The general system of conjugation in Quenya is that the ‘verbal endings’ that show person and number are really just clitic and optionally shortened forms of the personal pronouns. They are thus not really verbal endings at all—they can also be added to other things, like prepositions. They have standalone forms (with optional lengthening of the vowel when stressed) and clitic forms (long and short); nominative/accusative is not distinguished.

To give a few pronouns to work with (listing standalone, stressed standalone, long clitic, short clitic):

  • 1sg.: ni, , -nyë, -n ‘I/me’
  • 2sg. informal: lyë, lyé, -lyë, -l ‘thou/thee’
  • 3pl. (animate/inanimate): te/tai, té/tai, -ltë/-ntë, -lt/-nt ‘they’

The standalone forms act as nouns and can take cases, while the clitic forms can be suffixed to words like verbs and prepositions, but take no clitics themselves:

  • ni + -n (dative) → nin ‘to me’
  • mi ‘in’ (prep.) + -nyëminyë ‘in me’
  • tul-i- ‘come’ (vb., aorist stem) + -n(yë)tulin or tulinyë ‘I come’ (aorist)

When a standalone pronoun is used as the subject of a verb, however, the verb takes no personal ending of its own: the pronoun is only expressed once. Instead, a simpler, endingless form of the verb is used, which only distinguishes number (the singular and plural forms are known; the dual form is not known). The singular is the bare inflectional stem, and the plural is formed by adding -r.1

  • + tul-i-ní tulë2
  • + tul-i- + -rté tulir

Quenya also has specifically emphatic pronouns that presumably really emphasise the subject. These are made up of the stem e- with the (non-shortened) clitic form of the pronoun suffixed; so the 1sg. form is enyë. These are also used with the endingless verb form, as can be seen in this direct quote from the song Namárië (‘Farewell’) from The Lord of the Rings, which uses the 2sg. future (-uva-) of the verb hir- ‘find’:

Namárië! Nai hiruvalyë Valimar.
Nai elyë hiruva. Namárië!

Farewell! Perhaps thou shalt find Valimar.
Perhaps even thou shalt find it. Farewell!

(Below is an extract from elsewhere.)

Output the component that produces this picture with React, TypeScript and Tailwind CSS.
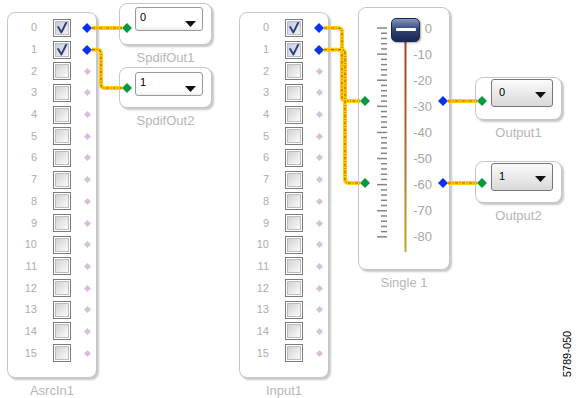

There are not many examples of verbs with actual third-person subject endings, but there are many with explicit subjects, and these all have the endingless forms as well: [laurië] lantar lassi (‘[like gold] fall the leaves’, aorist of lanta- ‘fall’), mornië utúlië (‘darkness has come’, perfect of tul- ‘come’), etc.

So even though I haven’t been able to find any sources that say this in so many words, I think it’s safe to say that the system of only adding personal pronoun clitics to the verb when there is no explicit subject holds when the subject is a noun phrase rather than a pronoun, too.



1 This endingless form is also used when negating verbs. Generally, Quenya is loosely based on Finnish, of which Tolkien was a great fan, and this is no exception: as in Finnish, negating a verb involves conjugating a ‘negative verb’ and leaving the main verb in an impersonal form that only distinguishes number (in some tenses); for example Finnish ole-n ‘I am’ vs. e-n ole ‘I am not’ and Quenya cára-n(yë) ‘I make’ vs. ua-n(yë) cára ‘I do not make’. In Finnish, however, an explicit subject does not cause the verb to be in the endingless form, so it is minä olen, not *minä ole.

2 Final -i regularly yields in Quenya, so tulë is the expected outcome of *tuli. This historical sound change is also taken piecemeal from Finnish.

  • I think the question is about real languages.
    – fdb
    Jul 15, 2016 at 8:57
  • @fdb It is presumably at least primarily about natural languages, since questions on here generally are; that’s why I prefaced the answer with “If you’ll accept non-natural languages”, rather than assuming that non-natural languages were within the intended scope. The question doesn’t specify either way, though, and I have to say I think a downvote it unwarranted—I did thoroughly answer the question, with plentiful examples and descriptions, even if the source is a non-natural language. Jul 15, 2016 at 9:03
  • The question asks about "these languages(if they do exist) ..."
    – fdb
    Jul 15, 2016 at 9:30
  • @fdb Would you claim that conlangs don’t exist? Whether a language is natural or created is irrelevant to its existence. Jul 15, 2016 at 9:32
  • This rule only applies with overt subjects, never when the subject is implicit -- this isn't true, cf. Lucian Rhetorum praeceptor 18 καλὰ γάρ ἐστι καὶ εἰκῆ λεγόμενα (ὀνόματα implied), Appian Civil Wars 16 πολλὰ δέ ἐστι ("events" implied). Admittedly I haven't found classical Attic examples but I'm guessing they exist. I'm not sure καλὰ ἦσαν with an implied neuter subject is grammatical at all.